→ AIM OF THE TASK
Include the line containing "type Seg = [string, string];" and all lines before it, repeated exactly from the listing below, without pictures.

→ DATA EXTRACT
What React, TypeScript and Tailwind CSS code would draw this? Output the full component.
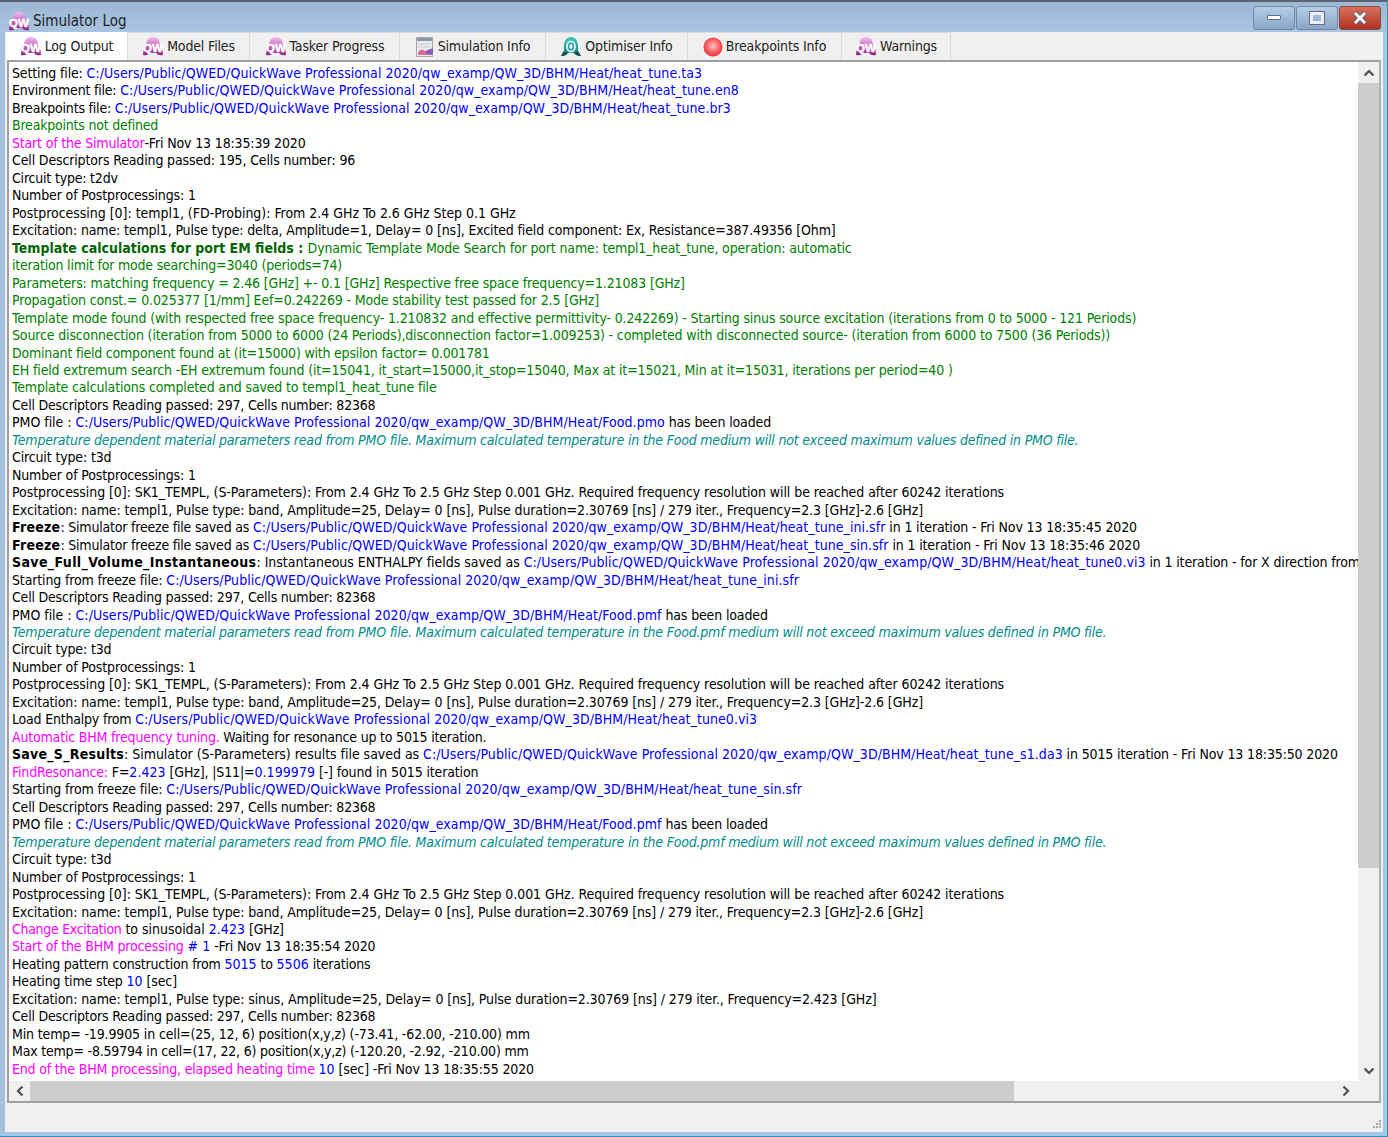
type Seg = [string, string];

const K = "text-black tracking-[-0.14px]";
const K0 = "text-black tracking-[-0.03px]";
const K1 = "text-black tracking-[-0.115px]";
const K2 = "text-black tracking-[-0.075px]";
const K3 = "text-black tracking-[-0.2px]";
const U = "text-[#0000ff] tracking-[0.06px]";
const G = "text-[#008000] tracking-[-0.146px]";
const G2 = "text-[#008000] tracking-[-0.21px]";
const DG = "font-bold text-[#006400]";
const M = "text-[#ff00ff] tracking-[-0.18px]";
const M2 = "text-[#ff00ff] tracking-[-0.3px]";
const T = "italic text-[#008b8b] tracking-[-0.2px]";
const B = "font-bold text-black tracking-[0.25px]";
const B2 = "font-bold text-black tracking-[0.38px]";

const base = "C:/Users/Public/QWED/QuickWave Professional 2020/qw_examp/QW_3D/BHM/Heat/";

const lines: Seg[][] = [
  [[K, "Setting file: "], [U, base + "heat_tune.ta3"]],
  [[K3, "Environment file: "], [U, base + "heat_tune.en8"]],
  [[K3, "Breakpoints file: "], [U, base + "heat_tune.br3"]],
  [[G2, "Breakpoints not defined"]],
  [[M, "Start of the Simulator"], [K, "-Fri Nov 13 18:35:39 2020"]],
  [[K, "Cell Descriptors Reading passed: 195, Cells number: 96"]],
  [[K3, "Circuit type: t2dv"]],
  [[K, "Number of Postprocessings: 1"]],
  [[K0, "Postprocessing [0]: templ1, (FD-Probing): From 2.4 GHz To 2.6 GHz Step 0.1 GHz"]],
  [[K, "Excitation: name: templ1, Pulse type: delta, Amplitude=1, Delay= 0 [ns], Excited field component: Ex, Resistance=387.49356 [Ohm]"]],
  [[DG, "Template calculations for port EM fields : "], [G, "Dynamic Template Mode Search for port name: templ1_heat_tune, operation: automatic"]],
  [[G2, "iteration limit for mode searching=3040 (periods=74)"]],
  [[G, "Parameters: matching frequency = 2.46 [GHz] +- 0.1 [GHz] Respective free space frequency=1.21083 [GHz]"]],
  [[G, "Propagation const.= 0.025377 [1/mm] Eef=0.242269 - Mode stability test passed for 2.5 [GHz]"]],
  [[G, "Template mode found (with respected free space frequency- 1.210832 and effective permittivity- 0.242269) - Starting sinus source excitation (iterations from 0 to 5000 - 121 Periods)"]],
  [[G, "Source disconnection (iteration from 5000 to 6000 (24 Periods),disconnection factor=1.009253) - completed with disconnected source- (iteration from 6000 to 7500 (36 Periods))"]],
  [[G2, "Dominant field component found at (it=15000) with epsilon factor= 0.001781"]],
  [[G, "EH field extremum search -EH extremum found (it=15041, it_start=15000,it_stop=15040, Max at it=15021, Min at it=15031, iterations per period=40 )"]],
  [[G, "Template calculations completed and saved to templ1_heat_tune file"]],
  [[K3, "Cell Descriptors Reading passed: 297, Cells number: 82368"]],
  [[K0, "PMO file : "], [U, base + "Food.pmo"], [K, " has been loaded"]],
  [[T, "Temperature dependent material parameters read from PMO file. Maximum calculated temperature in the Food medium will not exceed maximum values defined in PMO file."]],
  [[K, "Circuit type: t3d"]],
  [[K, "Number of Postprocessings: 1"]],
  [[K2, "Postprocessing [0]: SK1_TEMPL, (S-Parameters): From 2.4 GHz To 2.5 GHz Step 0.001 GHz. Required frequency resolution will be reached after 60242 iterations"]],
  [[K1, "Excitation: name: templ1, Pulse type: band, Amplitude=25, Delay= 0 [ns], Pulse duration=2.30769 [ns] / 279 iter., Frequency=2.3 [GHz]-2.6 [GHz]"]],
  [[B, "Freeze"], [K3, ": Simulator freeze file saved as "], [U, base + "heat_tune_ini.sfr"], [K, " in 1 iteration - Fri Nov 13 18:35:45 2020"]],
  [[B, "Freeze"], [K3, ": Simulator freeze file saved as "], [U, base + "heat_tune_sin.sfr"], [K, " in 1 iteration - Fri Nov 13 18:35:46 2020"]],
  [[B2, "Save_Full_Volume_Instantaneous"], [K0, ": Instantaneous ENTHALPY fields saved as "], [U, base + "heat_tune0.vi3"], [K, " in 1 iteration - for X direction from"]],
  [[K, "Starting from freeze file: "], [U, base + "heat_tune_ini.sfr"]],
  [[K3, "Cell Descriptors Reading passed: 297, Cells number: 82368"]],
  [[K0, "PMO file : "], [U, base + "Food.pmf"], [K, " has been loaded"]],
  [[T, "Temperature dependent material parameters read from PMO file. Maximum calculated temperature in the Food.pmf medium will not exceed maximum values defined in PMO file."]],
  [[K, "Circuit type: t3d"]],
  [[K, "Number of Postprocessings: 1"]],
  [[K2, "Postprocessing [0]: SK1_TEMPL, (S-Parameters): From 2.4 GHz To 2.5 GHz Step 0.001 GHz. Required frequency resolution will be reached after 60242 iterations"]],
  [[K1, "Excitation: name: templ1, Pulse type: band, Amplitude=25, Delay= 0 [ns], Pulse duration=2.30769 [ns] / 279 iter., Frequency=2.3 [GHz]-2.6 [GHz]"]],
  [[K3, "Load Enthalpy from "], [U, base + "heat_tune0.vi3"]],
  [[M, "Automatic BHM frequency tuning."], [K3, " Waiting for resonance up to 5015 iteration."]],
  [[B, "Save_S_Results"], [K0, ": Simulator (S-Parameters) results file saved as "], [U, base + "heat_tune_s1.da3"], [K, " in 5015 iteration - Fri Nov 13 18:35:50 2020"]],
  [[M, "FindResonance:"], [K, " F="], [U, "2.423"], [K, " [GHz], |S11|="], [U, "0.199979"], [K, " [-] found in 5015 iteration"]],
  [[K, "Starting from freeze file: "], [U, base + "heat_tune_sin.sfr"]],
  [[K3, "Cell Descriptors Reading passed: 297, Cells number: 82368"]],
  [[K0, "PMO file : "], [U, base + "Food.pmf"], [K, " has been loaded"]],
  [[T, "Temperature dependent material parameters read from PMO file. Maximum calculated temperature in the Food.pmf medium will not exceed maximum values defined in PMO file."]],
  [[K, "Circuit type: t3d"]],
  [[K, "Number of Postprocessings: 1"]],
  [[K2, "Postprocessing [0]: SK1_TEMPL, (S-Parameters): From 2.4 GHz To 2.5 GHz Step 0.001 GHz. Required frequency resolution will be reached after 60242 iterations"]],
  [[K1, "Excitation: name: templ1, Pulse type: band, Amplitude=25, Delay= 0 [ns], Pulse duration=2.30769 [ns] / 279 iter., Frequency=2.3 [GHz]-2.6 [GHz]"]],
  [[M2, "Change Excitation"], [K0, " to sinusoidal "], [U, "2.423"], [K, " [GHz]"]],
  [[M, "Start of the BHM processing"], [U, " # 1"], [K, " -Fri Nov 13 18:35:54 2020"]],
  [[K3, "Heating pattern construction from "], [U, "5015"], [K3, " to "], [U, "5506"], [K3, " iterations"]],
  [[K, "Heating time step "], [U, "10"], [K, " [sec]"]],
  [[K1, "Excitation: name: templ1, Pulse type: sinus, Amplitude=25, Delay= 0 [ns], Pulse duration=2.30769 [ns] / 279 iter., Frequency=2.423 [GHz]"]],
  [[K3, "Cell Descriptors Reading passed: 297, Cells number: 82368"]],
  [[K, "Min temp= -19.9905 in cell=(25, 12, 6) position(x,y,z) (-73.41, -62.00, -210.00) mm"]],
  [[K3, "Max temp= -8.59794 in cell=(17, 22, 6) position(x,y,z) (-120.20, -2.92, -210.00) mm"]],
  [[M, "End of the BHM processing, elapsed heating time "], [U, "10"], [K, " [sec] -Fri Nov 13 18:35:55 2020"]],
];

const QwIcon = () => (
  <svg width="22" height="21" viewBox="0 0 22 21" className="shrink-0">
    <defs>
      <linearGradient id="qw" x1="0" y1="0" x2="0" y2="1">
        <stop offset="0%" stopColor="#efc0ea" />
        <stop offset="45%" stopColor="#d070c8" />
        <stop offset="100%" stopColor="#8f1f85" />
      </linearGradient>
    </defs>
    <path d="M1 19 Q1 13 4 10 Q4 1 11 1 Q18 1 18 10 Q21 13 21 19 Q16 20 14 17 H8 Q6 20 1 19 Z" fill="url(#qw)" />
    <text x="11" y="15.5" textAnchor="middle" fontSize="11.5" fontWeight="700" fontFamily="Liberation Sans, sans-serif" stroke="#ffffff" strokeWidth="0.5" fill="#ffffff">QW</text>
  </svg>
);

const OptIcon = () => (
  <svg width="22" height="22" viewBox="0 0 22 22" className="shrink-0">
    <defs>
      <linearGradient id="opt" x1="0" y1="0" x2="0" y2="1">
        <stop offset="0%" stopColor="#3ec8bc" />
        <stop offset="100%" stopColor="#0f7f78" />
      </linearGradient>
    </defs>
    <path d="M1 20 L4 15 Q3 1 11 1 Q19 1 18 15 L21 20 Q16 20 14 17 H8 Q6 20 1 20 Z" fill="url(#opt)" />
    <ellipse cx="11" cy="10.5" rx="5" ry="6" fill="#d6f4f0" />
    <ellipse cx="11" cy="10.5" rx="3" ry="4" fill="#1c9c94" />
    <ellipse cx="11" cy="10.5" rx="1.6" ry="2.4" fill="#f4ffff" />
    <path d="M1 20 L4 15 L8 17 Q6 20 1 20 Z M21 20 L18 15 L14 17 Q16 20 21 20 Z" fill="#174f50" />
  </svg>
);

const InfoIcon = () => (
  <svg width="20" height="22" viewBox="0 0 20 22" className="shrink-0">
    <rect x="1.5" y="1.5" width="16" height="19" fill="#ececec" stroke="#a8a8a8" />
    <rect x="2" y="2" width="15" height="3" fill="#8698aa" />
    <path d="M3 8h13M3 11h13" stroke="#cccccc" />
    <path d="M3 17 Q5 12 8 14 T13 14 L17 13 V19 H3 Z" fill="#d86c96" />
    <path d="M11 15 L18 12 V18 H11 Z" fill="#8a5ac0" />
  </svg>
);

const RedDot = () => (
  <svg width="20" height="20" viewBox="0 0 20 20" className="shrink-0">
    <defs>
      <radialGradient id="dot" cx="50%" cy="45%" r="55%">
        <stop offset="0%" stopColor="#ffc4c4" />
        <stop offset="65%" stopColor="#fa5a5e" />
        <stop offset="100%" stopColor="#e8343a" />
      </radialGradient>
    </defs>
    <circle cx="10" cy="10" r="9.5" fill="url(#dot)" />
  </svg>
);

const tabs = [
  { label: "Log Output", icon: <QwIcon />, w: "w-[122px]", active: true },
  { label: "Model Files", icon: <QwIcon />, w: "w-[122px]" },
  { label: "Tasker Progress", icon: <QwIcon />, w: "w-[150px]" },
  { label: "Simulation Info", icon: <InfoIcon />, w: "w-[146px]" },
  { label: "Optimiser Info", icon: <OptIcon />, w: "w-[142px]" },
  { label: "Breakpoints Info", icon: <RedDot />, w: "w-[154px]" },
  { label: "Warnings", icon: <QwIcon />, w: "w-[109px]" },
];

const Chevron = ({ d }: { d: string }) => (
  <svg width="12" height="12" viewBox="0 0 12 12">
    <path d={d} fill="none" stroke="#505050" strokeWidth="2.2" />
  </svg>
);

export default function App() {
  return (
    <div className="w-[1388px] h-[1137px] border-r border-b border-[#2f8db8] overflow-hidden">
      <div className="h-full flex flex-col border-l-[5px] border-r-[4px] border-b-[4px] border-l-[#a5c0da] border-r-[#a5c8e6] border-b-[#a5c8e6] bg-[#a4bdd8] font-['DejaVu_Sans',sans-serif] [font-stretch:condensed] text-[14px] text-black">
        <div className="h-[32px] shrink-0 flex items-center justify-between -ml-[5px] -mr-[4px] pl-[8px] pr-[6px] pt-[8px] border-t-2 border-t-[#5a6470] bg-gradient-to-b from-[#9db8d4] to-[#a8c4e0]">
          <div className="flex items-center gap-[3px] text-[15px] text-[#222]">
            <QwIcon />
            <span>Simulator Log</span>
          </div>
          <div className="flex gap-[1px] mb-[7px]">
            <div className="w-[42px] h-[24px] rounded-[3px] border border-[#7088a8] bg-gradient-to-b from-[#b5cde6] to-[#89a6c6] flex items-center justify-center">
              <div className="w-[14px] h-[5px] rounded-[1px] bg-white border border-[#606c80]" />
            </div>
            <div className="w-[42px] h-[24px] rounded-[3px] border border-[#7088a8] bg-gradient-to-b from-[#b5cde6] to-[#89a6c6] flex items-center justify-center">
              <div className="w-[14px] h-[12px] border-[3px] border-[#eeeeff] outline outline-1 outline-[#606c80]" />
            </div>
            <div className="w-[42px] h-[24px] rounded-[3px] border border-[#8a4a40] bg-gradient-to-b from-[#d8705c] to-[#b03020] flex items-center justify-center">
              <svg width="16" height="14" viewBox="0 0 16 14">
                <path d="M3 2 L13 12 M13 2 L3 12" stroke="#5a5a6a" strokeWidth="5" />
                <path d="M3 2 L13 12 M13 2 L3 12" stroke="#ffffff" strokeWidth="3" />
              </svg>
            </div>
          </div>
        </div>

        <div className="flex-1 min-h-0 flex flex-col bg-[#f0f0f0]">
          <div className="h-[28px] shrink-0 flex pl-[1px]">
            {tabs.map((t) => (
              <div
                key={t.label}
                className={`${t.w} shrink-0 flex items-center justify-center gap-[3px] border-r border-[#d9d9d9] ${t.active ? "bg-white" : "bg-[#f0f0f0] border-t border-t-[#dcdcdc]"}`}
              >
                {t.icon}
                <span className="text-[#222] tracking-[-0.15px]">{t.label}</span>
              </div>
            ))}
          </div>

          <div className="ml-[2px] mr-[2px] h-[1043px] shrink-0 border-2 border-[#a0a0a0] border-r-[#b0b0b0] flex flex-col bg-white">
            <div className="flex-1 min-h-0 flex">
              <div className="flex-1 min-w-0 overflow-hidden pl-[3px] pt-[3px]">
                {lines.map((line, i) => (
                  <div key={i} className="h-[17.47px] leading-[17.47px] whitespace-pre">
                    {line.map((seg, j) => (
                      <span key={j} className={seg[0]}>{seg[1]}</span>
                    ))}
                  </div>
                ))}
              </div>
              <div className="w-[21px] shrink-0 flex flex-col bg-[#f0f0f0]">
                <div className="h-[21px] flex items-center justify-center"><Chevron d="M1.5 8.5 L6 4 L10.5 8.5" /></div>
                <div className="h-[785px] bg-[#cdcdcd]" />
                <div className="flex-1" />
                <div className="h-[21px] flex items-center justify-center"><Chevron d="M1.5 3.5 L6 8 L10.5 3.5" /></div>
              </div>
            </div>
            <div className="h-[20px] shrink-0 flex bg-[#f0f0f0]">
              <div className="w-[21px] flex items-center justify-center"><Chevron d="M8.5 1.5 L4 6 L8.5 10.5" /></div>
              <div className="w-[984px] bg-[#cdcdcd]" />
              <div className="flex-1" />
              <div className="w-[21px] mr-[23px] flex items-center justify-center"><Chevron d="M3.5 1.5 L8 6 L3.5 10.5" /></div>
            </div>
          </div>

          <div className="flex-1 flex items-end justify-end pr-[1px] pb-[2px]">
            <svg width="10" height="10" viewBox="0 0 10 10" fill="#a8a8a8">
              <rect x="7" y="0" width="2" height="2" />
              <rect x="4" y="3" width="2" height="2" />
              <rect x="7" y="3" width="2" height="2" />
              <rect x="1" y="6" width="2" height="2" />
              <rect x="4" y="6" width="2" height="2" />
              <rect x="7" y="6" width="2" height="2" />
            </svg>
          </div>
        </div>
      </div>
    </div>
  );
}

→ PROBLEM SOLUTION
What React, TypeScript and Tailwind CSS code would draw this? Output the full component.
type Seg = [string, string];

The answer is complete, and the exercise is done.